What is expected :: Begin with the first line below and retype each line exactly through the line containing "import React from". Any pictures are to be left out.
* START *
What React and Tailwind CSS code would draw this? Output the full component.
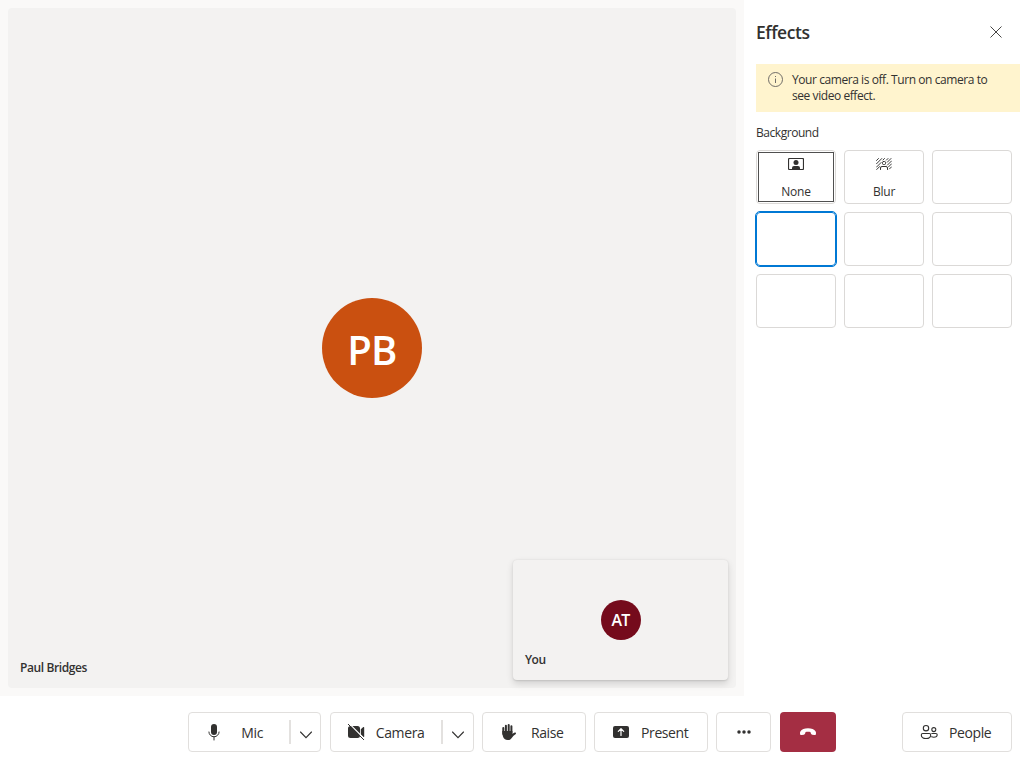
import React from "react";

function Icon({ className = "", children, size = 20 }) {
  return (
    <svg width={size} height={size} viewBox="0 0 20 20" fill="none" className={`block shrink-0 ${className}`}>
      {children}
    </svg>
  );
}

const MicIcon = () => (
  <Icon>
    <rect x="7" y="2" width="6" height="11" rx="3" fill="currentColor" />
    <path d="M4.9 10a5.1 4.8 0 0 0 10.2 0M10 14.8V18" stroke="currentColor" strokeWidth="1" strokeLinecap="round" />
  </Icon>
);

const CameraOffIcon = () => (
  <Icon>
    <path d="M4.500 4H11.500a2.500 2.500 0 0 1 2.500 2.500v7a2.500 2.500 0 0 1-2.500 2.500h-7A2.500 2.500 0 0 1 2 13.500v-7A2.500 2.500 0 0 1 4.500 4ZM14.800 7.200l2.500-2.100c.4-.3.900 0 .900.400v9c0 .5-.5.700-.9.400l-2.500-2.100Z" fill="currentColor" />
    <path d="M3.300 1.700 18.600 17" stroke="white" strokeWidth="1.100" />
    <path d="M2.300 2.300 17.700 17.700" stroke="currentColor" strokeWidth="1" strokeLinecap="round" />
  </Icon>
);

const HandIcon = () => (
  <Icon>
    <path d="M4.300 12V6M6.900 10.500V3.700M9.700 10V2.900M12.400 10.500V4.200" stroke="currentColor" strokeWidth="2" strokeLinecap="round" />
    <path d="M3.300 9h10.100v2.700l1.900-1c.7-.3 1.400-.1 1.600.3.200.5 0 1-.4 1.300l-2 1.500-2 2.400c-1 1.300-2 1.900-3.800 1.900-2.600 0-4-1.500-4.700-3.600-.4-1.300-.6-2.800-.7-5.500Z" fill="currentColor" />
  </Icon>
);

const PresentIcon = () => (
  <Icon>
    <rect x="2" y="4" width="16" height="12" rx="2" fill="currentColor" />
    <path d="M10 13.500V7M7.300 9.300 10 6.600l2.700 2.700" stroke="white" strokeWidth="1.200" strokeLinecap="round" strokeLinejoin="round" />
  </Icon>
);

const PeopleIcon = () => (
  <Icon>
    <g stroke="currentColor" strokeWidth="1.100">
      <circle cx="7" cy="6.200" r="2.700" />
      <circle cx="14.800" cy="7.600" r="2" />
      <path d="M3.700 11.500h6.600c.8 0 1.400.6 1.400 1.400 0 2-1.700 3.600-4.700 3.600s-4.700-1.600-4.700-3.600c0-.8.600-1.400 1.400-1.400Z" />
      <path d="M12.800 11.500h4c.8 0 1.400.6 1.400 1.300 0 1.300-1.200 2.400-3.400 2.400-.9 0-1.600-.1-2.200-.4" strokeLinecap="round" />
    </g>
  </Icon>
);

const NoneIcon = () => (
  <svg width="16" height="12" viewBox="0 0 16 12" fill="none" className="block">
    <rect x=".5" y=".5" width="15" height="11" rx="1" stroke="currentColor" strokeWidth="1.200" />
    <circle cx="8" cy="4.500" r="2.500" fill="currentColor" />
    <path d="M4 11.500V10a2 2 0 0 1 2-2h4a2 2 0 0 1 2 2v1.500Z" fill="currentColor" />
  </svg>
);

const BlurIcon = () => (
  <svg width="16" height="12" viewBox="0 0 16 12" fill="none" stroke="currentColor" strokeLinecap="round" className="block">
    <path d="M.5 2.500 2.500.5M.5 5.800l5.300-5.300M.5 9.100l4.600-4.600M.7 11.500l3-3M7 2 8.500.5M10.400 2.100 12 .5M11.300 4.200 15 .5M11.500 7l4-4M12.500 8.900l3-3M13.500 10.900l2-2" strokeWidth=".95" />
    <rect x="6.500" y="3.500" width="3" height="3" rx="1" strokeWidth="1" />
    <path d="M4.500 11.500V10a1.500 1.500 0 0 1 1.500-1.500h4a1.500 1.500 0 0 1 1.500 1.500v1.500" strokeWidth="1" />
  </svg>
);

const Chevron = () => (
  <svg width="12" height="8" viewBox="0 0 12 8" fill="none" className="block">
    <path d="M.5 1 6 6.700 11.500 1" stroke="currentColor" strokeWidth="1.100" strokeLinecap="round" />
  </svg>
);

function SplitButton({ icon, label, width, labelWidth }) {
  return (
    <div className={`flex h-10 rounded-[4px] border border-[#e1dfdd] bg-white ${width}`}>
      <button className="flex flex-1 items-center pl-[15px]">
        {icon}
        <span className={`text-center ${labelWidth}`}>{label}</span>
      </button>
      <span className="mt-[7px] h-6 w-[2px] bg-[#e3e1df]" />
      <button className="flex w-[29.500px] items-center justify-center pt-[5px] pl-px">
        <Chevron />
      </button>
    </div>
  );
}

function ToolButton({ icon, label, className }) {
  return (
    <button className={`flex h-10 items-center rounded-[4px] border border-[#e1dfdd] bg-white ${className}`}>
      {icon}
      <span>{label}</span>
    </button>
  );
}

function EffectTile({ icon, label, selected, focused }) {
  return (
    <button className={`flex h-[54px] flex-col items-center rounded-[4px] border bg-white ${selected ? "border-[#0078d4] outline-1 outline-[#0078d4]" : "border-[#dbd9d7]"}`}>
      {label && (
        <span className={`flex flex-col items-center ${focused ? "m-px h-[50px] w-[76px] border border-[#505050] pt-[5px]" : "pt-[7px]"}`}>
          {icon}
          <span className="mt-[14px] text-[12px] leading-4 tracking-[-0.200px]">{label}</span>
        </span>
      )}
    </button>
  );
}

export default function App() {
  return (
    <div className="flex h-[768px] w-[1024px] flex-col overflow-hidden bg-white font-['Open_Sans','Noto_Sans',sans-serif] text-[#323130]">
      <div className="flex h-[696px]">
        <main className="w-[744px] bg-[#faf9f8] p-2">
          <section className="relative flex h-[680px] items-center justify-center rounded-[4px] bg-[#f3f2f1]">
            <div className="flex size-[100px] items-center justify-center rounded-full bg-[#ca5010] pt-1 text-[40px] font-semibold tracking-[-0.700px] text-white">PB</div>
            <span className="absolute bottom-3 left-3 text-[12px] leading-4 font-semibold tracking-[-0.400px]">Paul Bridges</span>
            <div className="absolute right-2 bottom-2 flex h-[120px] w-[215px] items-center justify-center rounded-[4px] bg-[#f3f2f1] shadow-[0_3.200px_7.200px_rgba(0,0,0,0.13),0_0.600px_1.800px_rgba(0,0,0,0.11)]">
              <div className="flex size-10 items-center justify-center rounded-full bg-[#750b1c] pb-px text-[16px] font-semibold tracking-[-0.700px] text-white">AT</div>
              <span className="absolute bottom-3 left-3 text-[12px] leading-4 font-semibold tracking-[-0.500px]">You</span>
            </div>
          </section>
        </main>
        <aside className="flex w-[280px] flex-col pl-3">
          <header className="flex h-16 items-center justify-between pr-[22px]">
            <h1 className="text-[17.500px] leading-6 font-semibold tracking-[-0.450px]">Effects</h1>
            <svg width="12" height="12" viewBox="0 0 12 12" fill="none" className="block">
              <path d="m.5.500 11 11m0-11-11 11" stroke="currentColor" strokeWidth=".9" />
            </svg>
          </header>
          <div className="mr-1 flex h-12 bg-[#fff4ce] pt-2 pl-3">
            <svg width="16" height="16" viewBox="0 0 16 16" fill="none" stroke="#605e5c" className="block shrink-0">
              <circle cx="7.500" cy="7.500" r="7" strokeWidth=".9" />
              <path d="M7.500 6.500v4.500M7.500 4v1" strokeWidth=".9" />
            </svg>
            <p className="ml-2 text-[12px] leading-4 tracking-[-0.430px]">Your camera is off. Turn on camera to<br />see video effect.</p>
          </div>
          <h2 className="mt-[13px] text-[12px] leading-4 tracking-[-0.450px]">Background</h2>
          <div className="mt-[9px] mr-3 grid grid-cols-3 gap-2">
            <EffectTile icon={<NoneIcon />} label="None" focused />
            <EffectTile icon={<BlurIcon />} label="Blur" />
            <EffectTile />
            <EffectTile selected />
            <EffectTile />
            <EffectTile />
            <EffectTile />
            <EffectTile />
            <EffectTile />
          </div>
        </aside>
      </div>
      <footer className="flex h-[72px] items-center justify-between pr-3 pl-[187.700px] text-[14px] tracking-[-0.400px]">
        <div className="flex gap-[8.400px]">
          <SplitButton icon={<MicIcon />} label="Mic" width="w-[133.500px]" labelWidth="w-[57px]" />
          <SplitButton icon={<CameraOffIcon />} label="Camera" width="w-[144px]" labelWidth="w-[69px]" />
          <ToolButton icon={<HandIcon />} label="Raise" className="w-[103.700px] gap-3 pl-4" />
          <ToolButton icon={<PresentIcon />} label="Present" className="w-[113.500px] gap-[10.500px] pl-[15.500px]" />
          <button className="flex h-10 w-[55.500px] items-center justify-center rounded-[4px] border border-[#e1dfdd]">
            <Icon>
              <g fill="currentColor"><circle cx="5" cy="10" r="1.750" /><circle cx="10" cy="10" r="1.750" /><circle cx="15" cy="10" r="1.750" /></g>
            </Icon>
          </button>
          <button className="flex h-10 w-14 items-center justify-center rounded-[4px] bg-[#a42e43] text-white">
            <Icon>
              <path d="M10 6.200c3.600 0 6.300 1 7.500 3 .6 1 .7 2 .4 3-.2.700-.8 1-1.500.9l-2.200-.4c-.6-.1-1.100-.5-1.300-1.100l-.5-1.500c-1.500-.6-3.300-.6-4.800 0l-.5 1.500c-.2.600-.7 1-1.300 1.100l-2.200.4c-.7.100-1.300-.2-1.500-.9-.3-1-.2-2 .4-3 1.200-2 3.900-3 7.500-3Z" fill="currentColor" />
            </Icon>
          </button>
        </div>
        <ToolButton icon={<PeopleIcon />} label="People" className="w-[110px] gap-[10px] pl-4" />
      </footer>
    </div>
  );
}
* END *
Task answer ::
What React and Tailwind CSS code would draw this? Output the full component.
import React from "react";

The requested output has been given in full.